So take a look at lead to nitrate up here in our molecular equation. Well, as you go from a molecular equation down to the ionic equation, all right, what we're doing is we're splitting that cation up away from its anion, all right? So again, it's lead to nitrate.
So we get lead to right there, and it's nitrate. Remember, nitrate's NO3 minus, okay? NO3 minus.
And again, remember what this subscript... that's telling us. It's telling us there are two of those groups for every lead to cation.
So we get this coefficient out in front, the stoichiometric coefficient of two out in front. The other thing you'll notice is that we've carried the phase along with us. All right.
So it's lead two nitrate in its aqueous phase. It's two nitrates, all right, in their aqueous phase. All right. And then as you see with our ammonium sulfide, okay, again, Remember, sulfur likes to form a two minus charge. So that's our sulfide, carries its phase as well.
So it's still aqueous, all right? And our ammonium, all right, that's one of our two polyatomic cations we want you guys to know. So NH4 plus, all right? Again, our subscript, there's two of them. So we need a two out in front, okay?

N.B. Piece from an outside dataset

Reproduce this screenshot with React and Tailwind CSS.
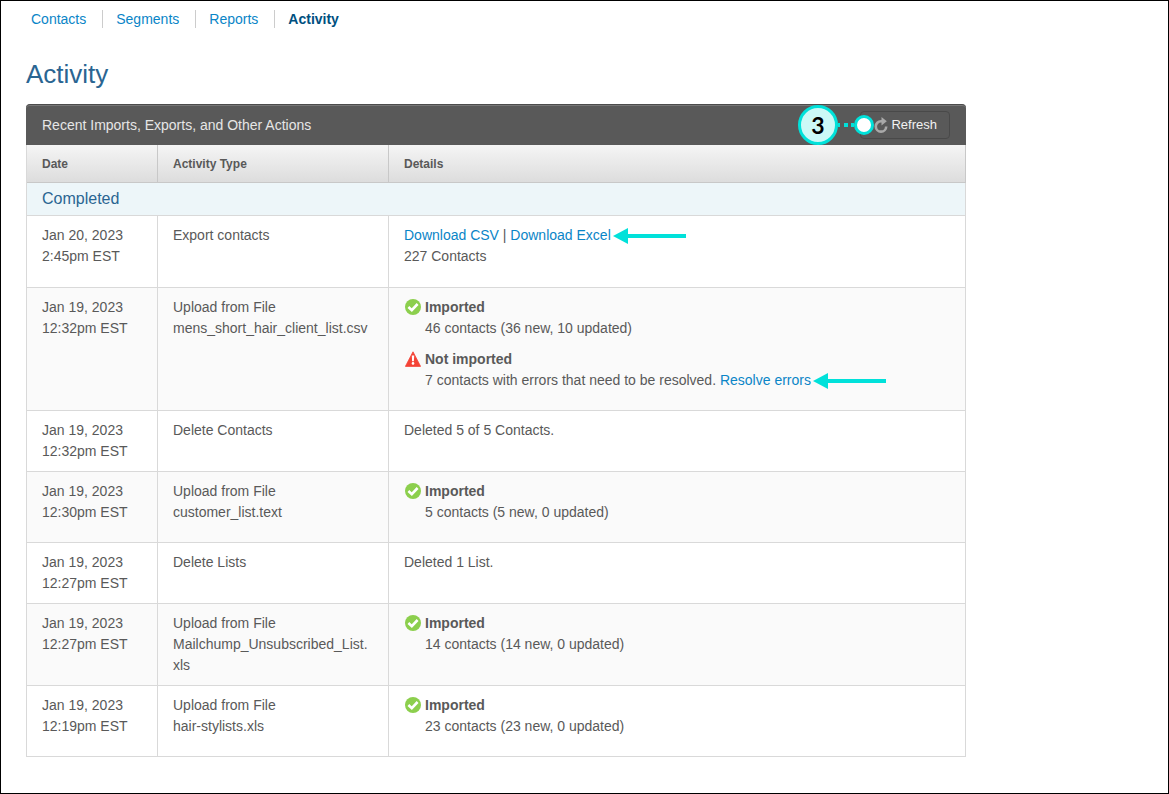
const navLinks = ['Contacts', 'Segments', 'Reports', 'Activity'];

const activities = [
  {
    date: 'Jan 20, 2023',
    time: '2:45pm EST',
    type: 'Export contacts',
    downloads: ['Download CSV', 'Download Excel'],
    summary: '227 Contacts',
  },
  {
    date: 'Jan 19, 2023',
    time: '12:32pm EST',
    type: 'Upload from File',
    file: 'mens_short_hair_client_list.csv',
    imported: '46 contacts (36 new, 10 updated)',
    failed: '7 contacts with errors that need to be resolved.',
  },
  { date: 'Jan 19, 2023', time: '12:32pm EST', type: 'Delete Contacts', note: 'Deleted 5 of 5 Contacts.' },
  {
    date: 'Jan 19, 2023',
    time: '12:30pm EST',
    type: 'Upload from File',
    file: 'customer_list.text',
    imported: '5 contacts (5 new, 0 updated)',
  },
  { date: 'Jan 19, 2023', time: '12:27pm EST', type: 'Delete Lists', note: 'Deleted 1 List.' },
  {
    date: 'Jan 19, 2023',
    time: '12:27pm EST',
    type: 'Upload from File',
    file: 'Mailchump_Unsubscribed_List.xls',
    imported: '14 contacts (14 new, 0 updated)',
  },
  {
    date: 'Jan 19, 2023',
    time: '12:19pm EST',
    type: 'Upload from File',
    file: 'hair-stylists.xls',
    imported: '23 contacts (23 new, 0 updated)',
  },
];

function CheckIcon() {
  return (
    <svg className="w-4 h-4" viewBox="0 0 16 16" fill="none" aria-hidden="true">
      <circle cx="8" cy="8" r="8" fill="#8ccf4d" />
      <path d="M3.4 8 6.8 11.2 12.6 5" stroke="#fff" strokeWidth="2.6" />
    </svg>
  );
}

function WarningIcon() {
  return (
    <svg className="w-4 h-4" viewBox="0 0 16 16" aria-hidden="true">
      <path d="M8 .8 15.6 15.4H.4Z" fill="#f44336" stroke="#f44336" strokeWidth=".8" strokeLinejoin="round" />
      <path d="M6.8 4.5h2.4l-.3 5.700H7.100Z" fill="#fff" />
      <circle cx="8" cy="12.400" r="1.300" fill="#fff" />
    </svg>
  );
}

function RefreshIcon() {
  return (
    <svg className="w-[14px] h-4" viewBox="0 0 14 16" fill="none" aria-hidden="true">
      <path d="M8 4.200H7A5.200 5.200 0 1 0 12.200 9.400" stroke="#a9a9a9" strokeWidth="2.600" />
      <path d="M7.500 0 12.800 4.300 7.500 8.600Z" fill="#a9a9a9" />
    </svg>
  );
}

function Arrow() {
  return (
    <svg className="inline-block w-[73px] h-4 ml-0.5 align-[-4px]" viewBox="0 0 73 16" aria-hidden="true">
      <path d="M0 8 15 0V6H73V10H15V16Z" fill="#00e1da" />
    </svg>
  );
}

// Numbered step marker with a dotted lead to the refresh button
function StepMarker({ number }) {
  return (
    <div className="absolute right-[76px] top-1/2 -translate-y-1/2 flex items-center pointer-events-none">
      <span className="flex items-center justify-center w-10 h-10 rounded-full border-3 border-[#00e1da] bg-[#ccf9f7] text-black text-[23px] font-bold font-[Lato,sans-serif]">
        {number}
      </span>
      <svg className="w-4 h-1" viewBox="0 0 16 4" aria-hidden="true">
        <path d="M0 0h2v4H0ZM6 0h4v4H6ZM13 0h3v4h-3Z" fill="#00e1da" />
      </svg>
      <span className="w-5 h-5 rounded-full border-3 border-[#00e1da] bg-white"></span>
    </div>
  );
}

function Details({ item }) {
  if (item.note) return item.note;

  return (
    <>
      {item.downloads && (
        <div className="mb-[11px]">
          <p>
            <a href="#csv" className="text-[#0a85c7]">{item.downloads[0]}</a>
            {' | '}
            <a href="#excel" className="text-[#0a85c7]">{item.downloads[1]}</a>
            <Arrow />
          </p>
          <p>{item.summary}</p>
        </div>
      )}
      {item.imported && (
        <div className="flex gap-1 mb-[10px] pl-px">
          <div className="pt-0.5"><CheckIcon /></div>
          <div>
            <p className="font-bold">Imported</p>
            <p>{item.imported}</p>
          </div>
        </div>
      )}
      {item.failed && (
        <div className="flex gap-1 mb-[10px] pl-px">
          <div className="pt-0.5"><WarningIcon /></div>
          <div>
            <p className="font-bold">Not imported</p>
            <p>
              {item.failed}{' '}
              <a href="#resolve" className="text-[#0a85c7]">Resolve errors</a>
              <Arrow />
            </p>
          </div>
        </div>
      )}
    </>
  );
}

export default function App() {
  return (
    <div className="min-h-screen border border-black bg-white px-[25px] pb-9 font-['Liberation_Sans',Arial,sans-serif] text-sm text-[#595959]">
      {/* Section nav */}
      <nav className="flex items-center pt-[9px] pl-[5px]">
        {navLinks.map((link) => (
          <a
            key={link}
            href={`#${link.toLowerCase()}`}
            className={
              link === 'Activity'
                ? 'pl-[13px] leading-[18px] font-bold text-[#00507f]'
                : 'pr-4 leading-[18px] border-r border-[#ccc] text-[#0a85c7] not-first:pl-[13px]'
            }
          >
            {link}
          </a>
        ))}
      </nav>

      <h1 className="mt-7 mb-3 text-[26px] leading-9 text-[#2a6592]">Activity</h1>

      <main className="max-w-[940px]">
        <div className="flex items-center justify-between h-[41px] px-4 rounded-t border-t border-[#4c4c4c] bg-[#595959] shadow-[inset_0_1px_0_#777]">
          <h2 className="text-[#e6e6e6]">Recent Imports, Exports, and Other Actions</h2>
          <div className="relative">
            <button
              type="button"
              className="flex items-center gap-[3px] h-7 pl-[13px] pr-3 rounded border border-[#494949] text-[13px] text-[#f2f2f2]"
            >
              <RefreshIcon />
              Refresh
            </button>
            <StepMarker number={3} />
          </div>
        </div>

        <table className="w-full table-fixed border-separate border-spacing-0 border-l border-[#d9d9d9] text-left">
          <colgroup>
            <col className="w-[131px]" />
            <col className="w-[231px]" />
            <col />
          </colgroup>
          <thead>
            <tr className="bg-linear-to-b from-[#f5f5f5] to-[#dcdcdc] text-xs">
              {['Date', 'Activity Type', 'Details'].map((title) => (
                <th key={title} scope="col" className="h-[38px] px-[15px] border-r border-b border-[#c8c8c8] font-bold">
                  {title}
                </th>
              ))}
            </tr>
          </thead>
          <tbody>
            <tr className="bg-[#edf6f9]">
              <th
                colSpan={3}
                scope="colgroup"
                className="h-[33px] px-[15px] border-r border-b border-[#d9d9d9] text-base font-normal text-[#2a6592]"
              >
                Completed
              </th>
            </tr>
            {activities.map((item, i) => (
              <tr key={i} className="align-top leading-[21px] even:bg-white odd:bg-[#fafafa]">
                <td className="px-[15px] py-[9px] border-r border-b border-[#d9d9d9]">
                  {item.date}
                  <br />
                  {item.time}
                </td>
                <td className="px-[15px] py-[9px] border-r border-b border-[#d9d9d9] wrap-break-word">
                  {item.type}
                  {item.file && (
                    <>
                      <br />
                      {item.file}
                    </>
                  )}
                </td>
                <td className="px-[15px] py-[9px] border-r border-b border-[#d9d9d9]">
                  <Details item={item} />
                </td>
              </tr>
            ))}
          </tbody>
        </table>
      </main>
    </div>
  );
}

Now, when we come over here, let's look at the ammonium nitrate first, all right? It's still aqueous, all right? So really inside of a aqueous environment, all right, or an environment that's kind of chocked full with water, all right, these guys are still gonna be falling apart, okay?
So we're going back to the solubility rules, all right? Our ammonium, no matter what it's with, all right, it's always soluble, okay? So it's gonna look like this.
It's gonna look like itself, all right? Again, there's a stoichiometric coefficient of two out in front. which means there are two of those ammonium and there's also two of these nitrates. Okay. And again, they're aqueous.
All right. Now the one thing that you'll notice that we did not split apart was that lead sulfide that led to sulfide. Okay.
And that's because it's a solid, right? It doesn't want to interact with the water. All right. So therefore we do not break up our solids.
Okay. And so So lead sulfide or lead 2-sulfide up in our reactant ends up, or in our product, excuse me, in our molecular equation, stays as lead 2-sulfide in our ionic equation. We do not split that up. It is still a solid. Now, what you can see here is that there's some things that are similar from one side of the equation to the other side of the equation.
All right. So you can see that our nitrates. And our ammonium cations, all right, are the same on either side of the equation, okay?
These are called spectator ions, all right? Spectator ions are these ions that are in solution, and they are not participating directly in any sort of chemistry, all right? Again, that's where the name comes from.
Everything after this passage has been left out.